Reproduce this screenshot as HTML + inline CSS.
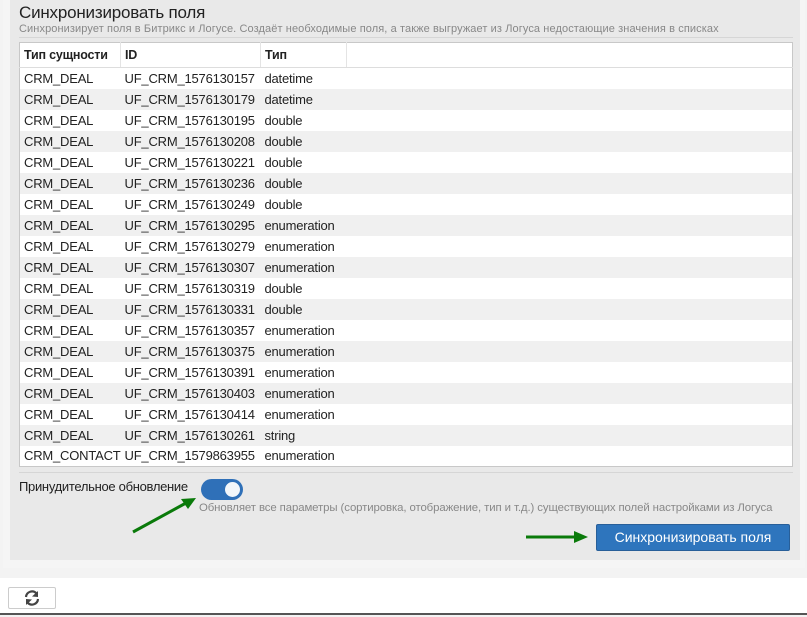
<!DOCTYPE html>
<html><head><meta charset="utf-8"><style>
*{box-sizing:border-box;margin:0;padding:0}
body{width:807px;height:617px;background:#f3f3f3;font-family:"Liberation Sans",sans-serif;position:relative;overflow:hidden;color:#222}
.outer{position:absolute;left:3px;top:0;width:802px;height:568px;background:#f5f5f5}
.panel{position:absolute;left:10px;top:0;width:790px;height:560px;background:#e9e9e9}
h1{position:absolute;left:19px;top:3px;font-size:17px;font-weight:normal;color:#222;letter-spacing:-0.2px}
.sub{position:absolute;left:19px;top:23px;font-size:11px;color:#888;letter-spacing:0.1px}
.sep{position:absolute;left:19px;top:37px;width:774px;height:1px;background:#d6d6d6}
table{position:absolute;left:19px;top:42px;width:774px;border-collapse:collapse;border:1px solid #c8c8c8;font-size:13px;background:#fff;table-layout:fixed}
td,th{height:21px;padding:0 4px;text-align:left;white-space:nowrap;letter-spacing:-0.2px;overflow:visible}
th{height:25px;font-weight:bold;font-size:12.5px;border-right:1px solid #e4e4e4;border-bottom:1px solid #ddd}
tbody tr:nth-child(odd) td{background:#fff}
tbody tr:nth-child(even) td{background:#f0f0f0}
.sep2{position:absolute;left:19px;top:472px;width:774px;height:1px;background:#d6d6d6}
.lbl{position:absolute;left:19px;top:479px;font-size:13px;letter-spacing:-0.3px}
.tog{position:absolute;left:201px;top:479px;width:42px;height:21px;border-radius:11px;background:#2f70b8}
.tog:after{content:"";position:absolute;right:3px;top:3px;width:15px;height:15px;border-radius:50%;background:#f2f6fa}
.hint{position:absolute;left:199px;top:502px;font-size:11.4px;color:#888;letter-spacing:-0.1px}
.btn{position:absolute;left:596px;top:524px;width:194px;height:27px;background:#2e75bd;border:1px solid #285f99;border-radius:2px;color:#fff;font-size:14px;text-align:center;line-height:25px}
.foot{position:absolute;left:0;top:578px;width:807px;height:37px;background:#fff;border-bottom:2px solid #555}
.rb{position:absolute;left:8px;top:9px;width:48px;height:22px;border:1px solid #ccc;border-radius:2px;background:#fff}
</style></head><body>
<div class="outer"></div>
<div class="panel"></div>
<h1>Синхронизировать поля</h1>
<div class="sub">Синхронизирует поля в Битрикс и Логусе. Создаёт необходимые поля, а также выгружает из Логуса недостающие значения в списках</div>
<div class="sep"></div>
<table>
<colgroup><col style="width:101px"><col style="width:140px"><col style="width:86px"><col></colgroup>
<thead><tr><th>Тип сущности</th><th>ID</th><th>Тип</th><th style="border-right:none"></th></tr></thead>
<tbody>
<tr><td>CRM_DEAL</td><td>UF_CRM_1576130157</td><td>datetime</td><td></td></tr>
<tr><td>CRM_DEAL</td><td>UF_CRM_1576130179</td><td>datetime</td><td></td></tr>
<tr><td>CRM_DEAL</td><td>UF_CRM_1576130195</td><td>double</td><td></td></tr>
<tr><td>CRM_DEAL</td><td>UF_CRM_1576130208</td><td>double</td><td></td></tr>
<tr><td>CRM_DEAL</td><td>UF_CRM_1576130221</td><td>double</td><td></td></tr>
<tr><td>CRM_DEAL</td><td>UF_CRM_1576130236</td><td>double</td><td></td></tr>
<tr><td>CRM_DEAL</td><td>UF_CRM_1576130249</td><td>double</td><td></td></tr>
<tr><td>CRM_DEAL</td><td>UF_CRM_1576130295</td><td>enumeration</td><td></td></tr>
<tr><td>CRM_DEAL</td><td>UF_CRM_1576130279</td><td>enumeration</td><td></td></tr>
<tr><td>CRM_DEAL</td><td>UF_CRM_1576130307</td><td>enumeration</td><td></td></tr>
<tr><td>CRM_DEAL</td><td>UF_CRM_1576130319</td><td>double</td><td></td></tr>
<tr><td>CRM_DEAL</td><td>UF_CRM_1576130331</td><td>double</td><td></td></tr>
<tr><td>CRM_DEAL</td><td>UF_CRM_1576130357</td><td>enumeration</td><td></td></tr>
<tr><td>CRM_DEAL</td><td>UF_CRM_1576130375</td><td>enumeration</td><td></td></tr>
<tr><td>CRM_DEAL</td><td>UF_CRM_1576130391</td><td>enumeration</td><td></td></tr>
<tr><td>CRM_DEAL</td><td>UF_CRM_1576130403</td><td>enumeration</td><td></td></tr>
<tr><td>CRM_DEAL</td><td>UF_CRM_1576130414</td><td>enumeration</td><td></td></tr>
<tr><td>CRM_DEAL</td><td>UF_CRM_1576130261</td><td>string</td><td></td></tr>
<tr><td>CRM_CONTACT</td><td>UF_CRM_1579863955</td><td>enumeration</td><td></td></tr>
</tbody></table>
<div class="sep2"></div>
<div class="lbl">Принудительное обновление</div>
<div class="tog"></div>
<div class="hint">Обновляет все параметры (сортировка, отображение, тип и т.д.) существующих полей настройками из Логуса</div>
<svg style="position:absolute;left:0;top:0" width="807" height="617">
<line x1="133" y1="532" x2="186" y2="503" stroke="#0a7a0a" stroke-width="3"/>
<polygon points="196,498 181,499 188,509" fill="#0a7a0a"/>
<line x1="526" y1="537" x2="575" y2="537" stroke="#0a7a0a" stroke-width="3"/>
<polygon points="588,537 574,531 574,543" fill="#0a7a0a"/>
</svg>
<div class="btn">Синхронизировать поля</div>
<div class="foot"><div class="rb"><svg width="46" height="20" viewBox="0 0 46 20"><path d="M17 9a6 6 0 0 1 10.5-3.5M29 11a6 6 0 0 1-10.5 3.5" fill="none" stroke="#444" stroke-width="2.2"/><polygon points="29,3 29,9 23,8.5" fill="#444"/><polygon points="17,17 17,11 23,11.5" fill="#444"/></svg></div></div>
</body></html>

- EXERCISE -
Word for word, quote the lines above. Omit the pictures.

- OUTPUT OF THE EXERCISE -
Reproduce this screenshot as HTML + inline CSS.
<!DOCTYPE html>
<html><head><meta charset="utf-8"><style>
*{box-sizing:border-box;margin:0;padding:0}
body{width:807px;height:617px;background:#f3f3f3;font-family:"Liberation Sans",sans-serif;position:relative;overflow:hidden;color:#222}
.outer{position:absolute;left:3px;top:0;width:802px;height:568px;background:#f5f5f5}
.panel{position:absolute;left:10px;top:0;width:790px;height:560px;background:#e9e9e9}
h1{position:absolute;left:19px;top:3px;font-size:17px;font-weight:normal;color:#222;letter-spacing:-0.2px}
.sub{position:absolute;left:19px;top:23px;font-size:11px;color:#888;letter-spacing:0.1px}
.sep{position:absolute;left:19px;top:37px;width:774px;height:1px;background:#d6d6d6}
table{position:absolute;left:19px;top:42px;width:774px;border-collapse:collapse;border:1px solid #c8c8c8;font-size:13px;background:#fff;table-layout:fixed}
td,th{height:21px;padding:0 4px;text-align:left;white-space:nowrap;letter-spacing:-0.2px;overflow:visible}
th{height:25px;font-weight:bold;font-size:12.5px;border-right:1px solid #e4e4e4;border-bottom:1px solid #ddd}
tbody tr:nth-child(odd) td{background:#fff}
tbody tr:nth-child(even) td{background:#f0f0f0}
.sep2{position:absolute;left:19px;top:472px;width:774px;height:1px;background:#d6d6d6}
.lbl{position:absolute;left:19px;top:479px;font-size:13px;letter-spacing:-0.3px}
.tog{position:absolute;left:201px;top:479px;width:42px;height:21px;border-radius:11px;background:#2f70b8}
.tog:after{content:"";position:absolute;right:3px;top:3px;width:15px;height:15px;border-radius:50%;background:#f2f6fa}
.hint{position:absolute;left:199px;top:502px;font-size:11.4px;color:#888;letter-spacing:-0.1px}
.btn{position:absolute;left:596px;top:524px;width:194px;height:27px;background:#2e75bd;border:1px solid #285f99;border-radius:2px;color:#fff;font-size:14px;text-align:center;line-height:25px}
.foot{position:absolute;left:0;top:578px;width:807px;height:37px;background:#fff;border-bottom:2px solid #555}
.rb{position:absolute;left:8px;top:9px;width:48px;height:22px;border:1px solid #ccc;border-radius:2px;background:#fff}
</style></head><body>
<div class="outer"></div>
<div class="panel"></div>
<h1>Синхронизировать поля</h1>
<div class="sub">Синхронизирует поля в Битрикс и Логусе. Создаёт необходимые поля, а также выгружает из Логуса недостающие значения в списках</div>
<div class="sep"></div>
<table>
<colgroup><col style="width:101px"><col style="width:140px"><col style="width:86px"><col></colgroup>
<thead><tr><th>Тип сущности</th><th>ID</th><th>Тип</th><th style="border-right:none"></th></tr></thead>
<tbody>
<tr><td>CRM_DEAL</td><td>UF_CRM_1576130157</td><td>datetime</td><td></td></tr>
<tr><td>CRM_DEAL</td><td>UF_CRM_1576130179</td><td>datetime</td><td></td></tr>
<tr><td>CRM_DEAL</td><td>UF_CRM_1576130195</td><td>double</td><td></td></tr>
<tr><td>CRM_DEAL</td><td>UF_CRM_1576130208</td><td>double</td><td></td></tr>
<tr><td>CRM_DEAL</td><td>UF_CRM_1576130221</td><td>double</td><td></td></tr>
<tr><td>CRM_DEAL</td><td>UF_CRM_1576130236</td><td>double</td><td></td></tr>
<tr><td>CRM_DEAL</td><td>UF_CRM_1576130249</td><td>double</td><td></td></tr>
<tr><td>CRM_DEAL</td><td>UF_CRM_1576130295</td><td>enumeration</td><td></td></tr>
<tr><td>CRM_DEAL</td><td>UF_CRM_1576130279</td><td>enumeration</td><td></td></tr>
<tr><td>CRM_DEAL</td><td>UF_CRM_1576130307</td><td>enumeration</td><td></td></tr>
<tr><td>CRM_DEAL</td><td>UF_CRM_1576130319</td><td>double</td><td></td></tr>
<tr><td>CRM_DEAL</td><td>UF_CRM_1576130331</td><td>double</td><td></td></tr>
<tr><td>CRM_DEAL</td><td>UF_CRM_1576130357</td><td>enumeration</td><td></td></tr>
<tr><td>CRM_DEAL</td><td>UF_CRM_1576130375</td><td>enumeration</td><td></td></tr>
<tr><td>CRM_DEAL</td><td>UF_CRM_1576130391</td><td>enumeration</td><td></td></tr>
<tr><td>CRM_DEAL</td><td>UF_CRM_1576130403</td><td>enumeration</td><td></td></tr>
<tr><td>CRM_DEAL</td><td>UF_CRM_1576130414</td><td>enumeration</td><td></td></tr>
<tr><td>CRM_DEAL</td><td>UF_CRM_1576130261</td><td>string</td><td></td></tr>
<tr><td>CRM_CONTACT</td><td>UF_CRM_1579863955</td><td>enumeration</td><td></td></tr>
</tbody></table>
<div class="sep2"></div>
<div class="lbl">Принудительное обновление</div>
<div class="tog"></div>
<div class="hint">Обновляет все параметры (сортировка, отображение, тип и т.д.) существующих полей настройками из Логуса</div>
<svg style="position:absolute;left:0;top:0" width="807" height="617">
<line x1="133" y1="532" x2="186" y2="503" stroke="#0a7a0a" stroke-width="3"/>
<polygon points="196,498 181,499 188,509" fill="#0a7a0a"/>
<line x1="526" y1="537" x2="575" y2="537" stroke="#0a7a0a" stroke-width="3"/>
<polygon points="588,537 574,531 574,543" fill="#0a7a0a"/>
</svg>
<div class="btn">Синхронизировать поля</div>
<div class="foot"><div class="rb"><svg width="46" height="20" viewBox="0 0 46 20"><path d="M17 9a6 6 0 0 1 10.5-3.5M29 11a6 6 0 0 1-10.5 3.5" fill="none" stroke="#444" stroke-width="2.2"/><polygon points="29,3 29,9 23,8.5" fill="#444"/><polygon points="17,17 17,11 23,11.5" fill="#444"/></svg></div></div>
</body></html>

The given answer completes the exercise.